>> Begin Record set

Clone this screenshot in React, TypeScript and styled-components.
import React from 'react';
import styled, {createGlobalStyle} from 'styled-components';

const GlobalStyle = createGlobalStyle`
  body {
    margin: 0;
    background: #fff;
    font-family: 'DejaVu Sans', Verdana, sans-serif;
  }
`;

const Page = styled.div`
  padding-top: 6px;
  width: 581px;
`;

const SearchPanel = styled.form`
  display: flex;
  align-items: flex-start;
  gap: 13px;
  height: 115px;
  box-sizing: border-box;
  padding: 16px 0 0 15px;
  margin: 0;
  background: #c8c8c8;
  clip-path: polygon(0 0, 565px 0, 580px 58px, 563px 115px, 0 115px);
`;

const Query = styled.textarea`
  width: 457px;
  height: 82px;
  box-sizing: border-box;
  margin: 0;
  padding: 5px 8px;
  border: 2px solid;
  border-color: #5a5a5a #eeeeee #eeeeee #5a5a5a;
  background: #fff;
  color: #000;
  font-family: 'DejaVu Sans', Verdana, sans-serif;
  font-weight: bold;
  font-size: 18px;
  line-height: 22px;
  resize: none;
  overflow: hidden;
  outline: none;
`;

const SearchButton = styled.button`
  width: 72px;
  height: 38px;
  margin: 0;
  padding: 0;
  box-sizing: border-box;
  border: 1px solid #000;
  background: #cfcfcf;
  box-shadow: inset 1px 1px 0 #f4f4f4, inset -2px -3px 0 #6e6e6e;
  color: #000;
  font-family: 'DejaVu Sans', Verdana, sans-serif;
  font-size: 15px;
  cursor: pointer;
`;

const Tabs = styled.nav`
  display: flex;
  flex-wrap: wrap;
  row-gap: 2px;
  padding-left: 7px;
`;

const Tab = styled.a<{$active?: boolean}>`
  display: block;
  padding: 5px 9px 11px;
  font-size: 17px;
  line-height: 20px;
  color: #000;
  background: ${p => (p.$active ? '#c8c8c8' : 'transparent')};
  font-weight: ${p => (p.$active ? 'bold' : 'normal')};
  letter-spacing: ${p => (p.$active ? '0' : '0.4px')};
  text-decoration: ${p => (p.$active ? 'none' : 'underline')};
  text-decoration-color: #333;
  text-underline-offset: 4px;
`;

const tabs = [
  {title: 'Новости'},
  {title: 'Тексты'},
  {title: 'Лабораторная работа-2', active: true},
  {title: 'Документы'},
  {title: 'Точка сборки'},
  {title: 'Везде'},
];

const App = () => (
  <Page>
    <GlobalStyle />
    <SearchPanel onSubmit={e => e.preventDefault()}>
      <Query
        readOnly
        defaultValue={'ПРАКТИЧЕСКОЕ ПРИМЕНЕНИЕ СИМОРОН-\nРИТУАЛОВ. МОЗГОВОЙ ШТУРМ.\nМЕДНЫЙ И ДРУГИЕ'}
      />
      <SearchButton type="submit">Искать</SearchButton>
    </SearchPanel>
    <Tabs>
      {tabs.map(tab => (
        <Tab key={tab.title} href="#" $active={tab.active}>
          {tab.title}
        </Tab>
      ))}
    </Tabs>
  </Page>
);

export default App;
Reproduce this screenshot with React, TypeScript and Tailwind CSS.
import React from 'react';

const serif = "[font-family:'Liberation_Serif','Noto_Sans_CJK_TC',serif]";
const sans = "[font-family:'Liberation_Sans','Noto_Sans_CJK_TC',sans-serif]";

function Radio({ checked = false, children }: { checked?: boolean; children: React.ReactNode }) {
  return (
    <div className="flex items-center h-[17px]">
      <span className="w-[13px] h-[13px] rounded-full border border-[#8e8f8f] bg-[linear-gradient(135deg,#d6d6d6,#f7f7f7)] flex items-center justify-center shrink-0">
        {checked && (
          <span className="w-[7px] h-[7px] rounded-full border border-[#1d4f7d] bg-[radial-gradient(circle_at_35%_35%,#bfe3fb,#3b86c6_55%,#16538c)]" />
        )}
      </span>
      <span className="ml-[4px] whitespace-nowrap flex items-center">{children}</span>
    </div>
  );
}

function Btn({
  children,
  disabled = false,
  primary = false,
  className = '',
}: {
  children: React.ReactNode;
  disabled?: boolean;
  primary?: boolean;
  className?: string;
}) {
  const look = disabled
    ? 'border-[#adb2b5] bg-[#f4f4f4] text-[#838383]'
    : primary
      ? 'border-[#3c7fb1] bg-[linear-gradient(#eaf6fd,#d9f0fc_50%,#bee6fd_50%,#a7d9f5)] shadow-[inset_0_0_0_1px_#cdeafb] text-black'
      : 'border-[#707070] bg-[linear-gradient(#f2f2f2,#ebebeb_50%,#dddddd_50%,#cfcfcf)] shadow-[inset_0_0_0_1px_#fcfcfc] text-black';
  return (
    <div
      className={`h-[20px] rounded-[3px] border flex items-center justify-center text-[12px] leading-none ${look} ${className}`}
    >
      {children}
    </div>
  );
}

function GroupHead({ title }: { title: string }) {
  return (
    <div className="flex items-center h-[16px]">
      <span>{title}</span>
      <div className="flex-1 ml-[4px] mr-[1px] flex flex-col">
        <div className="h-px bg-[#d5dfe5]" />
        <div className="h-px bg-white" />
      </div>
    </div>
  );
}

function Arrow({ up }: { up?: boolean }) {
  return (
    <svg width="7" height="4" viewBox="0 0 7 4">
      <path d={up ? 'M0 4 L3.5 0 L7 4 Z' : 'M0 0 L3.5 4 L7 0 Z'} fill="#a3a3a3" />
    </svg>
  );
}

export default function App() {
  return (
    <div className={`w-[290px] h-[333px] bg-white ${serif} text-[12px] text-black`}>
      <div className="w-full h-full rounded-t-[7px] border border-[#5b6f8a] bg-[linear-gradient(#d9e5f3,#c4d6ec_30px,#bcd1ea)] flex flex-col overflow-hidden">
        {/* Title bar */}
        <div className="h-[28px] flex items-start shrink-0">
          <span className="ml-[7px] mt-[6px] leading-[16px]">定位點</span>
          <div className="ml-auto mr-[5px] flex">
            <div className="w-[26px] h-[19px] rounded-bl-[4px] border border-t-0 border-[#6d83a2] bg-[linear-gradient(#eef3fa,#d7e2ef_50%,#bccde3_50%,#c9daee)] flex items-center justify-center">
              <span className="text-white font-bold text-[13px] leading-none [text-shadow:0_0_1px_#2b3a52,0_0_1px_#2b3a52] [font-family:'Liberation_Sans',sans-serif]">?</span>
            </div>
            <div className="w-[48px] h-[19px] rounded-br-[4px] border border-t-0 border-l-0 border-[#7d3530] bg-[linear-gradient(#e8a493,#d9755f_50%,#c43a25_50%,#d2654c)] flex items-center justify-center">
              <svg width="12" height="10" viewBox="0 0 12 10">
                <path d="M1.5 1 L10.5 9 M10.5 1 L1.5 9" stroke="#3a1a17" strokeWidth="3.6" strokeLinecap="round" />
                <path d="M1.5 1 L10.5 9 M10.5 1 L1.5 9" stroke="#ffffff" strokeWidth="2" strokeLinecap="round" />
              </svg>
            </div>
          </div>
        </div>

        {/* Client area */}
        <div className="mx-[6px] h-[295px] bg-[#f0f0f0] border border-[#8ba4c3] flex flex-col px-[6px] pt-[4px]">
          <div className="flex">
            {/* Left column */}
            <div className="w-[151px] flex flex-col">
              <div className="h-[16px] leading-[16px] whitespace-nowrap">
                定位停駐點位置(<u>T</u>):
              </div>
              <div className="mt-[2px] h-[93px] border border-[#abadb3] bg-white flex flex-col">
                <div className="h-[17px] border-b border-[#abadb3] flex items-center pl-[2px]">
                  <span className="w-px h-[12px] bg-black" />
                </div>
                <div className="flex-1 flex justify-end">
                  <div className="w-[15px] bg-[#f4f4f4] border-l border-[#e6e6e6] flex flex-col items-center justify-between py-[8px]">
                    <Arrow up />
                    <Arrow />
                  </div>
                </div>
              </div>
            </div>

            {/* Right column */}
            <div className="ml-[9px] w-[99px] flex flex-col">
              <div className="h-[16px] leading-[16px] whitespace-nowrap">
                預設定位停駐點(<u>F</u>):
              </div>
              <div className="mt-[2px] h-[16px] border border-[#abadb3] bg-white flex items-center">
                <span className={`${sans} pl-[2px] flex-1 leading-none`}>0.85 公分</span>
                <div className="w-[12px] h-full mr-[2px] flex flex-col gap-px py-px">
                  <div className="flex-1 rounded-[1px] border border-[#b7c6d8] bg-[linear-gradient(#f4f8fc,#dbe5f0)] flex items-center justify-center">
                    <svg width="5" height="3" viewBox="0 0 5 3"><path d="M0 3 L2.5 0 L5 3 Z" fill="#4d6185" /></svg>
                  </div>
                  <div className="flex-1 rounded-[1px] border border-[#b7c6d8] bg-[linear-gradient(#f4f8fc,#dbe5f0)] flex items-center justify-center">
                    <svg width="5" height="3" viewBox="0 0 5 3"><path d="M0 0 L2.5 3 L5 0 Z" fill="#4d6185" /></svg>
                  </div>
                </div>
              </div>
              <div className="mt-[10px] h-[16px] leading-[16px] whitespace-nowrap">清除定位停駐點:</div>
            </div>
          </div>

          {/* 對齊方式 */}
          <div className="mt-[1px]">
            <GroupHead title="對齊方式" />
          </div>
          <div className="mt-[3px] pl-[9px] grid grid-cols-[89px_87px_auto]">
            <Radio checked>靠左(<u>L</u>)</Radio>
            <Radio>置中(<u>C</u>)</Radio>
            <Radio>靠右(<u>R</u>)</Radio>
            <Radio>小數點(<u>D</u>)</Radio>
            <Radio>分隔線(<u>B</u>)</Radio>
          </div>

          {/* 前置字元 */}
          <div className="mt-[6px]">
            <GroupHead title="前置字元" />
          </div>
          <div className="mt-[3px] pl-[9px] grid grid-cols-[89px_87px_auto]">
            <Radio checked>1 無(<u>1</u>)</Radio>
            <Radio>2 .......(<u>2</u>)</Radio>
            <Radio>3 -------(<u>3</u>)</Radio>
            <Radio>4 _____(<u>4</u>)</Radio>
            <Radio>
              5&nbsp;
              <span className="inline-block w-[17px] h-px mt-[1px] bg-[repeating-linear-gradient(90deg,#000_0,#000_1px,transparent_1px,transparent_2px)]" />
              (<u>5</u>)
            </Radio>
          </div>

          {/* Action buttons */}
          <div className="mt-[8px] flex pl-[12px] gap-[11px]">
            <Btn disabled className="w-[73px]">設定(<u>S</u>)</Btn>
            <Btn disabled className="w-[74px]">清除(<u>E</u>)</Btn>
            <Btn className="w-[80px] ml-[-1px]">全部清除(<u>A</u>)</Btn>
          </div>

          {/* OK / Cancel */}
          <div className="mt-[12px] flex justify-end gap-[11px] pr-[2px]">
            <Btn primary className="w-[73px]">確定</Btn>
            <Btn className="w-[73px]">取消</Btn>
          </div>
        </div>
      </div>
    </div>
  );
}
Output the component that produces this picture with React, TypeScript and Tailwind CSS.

>> End Record set

Scan the listing above for the word "Tailwind" and show each line where it is found.

Response to this exercise:
Reproduce this screenshot with React, TypeScript and Tailwind CSS.
Output the component that produces this picture with React, TypeScript and Tailwind CSS.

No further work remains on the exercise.